16 Oct, 2006 By: Thomas K. Arnold



Seventeen years after its theatrical debut, Walt Disney's The Little Mermaid made a big splash on DVD. The two-disc “Platinum Edition” of the animated classic, which hasn't been available on DVD in seven years, sold more than 4 million units its first week in stores, Disney reports, making it the top animated October DVD debut ever.

The Little Mermaid is one of the treasures of the Disney vault, and it is wonderful to see so many of our consumers respond to this long-awaited release,” said Buena Vista Worldwide Home Entertainment president Bob Chapek.

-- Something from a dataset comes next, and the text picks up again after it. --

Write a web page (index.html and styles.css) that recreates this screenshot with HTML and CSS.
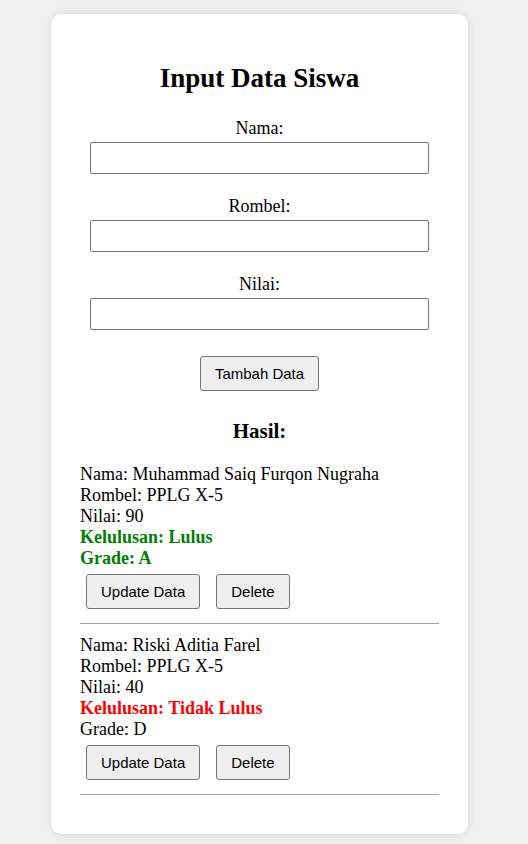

He noted that the film's DVD debut was bigger than any previous “Platinum Edition” release, an elite club that includes such classics as Bambi, Beauty and the Beast and The Lion King.Chapek said the sales success “also presents strong evidence that DVD and the digital space can coexist in a healthy and dynamic environment … and that is good for the industry overall.”

The fact that The Little Mermaid could be bought for $12.99 on Apple's iTunes music store reportedly rankled Target Corp. and prompted the chain's president to send a letter to all the Hollywood studios, pressing for equitable pricing on DVDs.

Buena Vista also announced its next “Platinum Edition” DVD release will be Peter Pan, coming March 6, 2007. The 1953 film has undergone an extensive digital restoration and features a new 5.1 home theater mix.

Bonus features on the $29.99 two-disc edition include a never-before-seen alternate opening set in Neverland rather than the Darling family's home; three new multi-level games; a deleted song; an interview with Walt Disney on why he made Peter Pan a making-of documentary; a storybook; and a preview of the new Tinker Bell movie.

Also in the Disney pipeline: Cinderella III: A Twist in Time ($29.99), a second direct-to-video sequel to the theatrical original coming Feb. 6, 2007. Bonus features include a game in which players can put the fairy godmother's wand in other characters' hands, and a DVD-ROM element that lets viewers enter a virtual ballroom and perform such activities as choreograph different dances, try on different gowns, print “princess” party invitations and import printable photos to turn themselves into characters from the movie.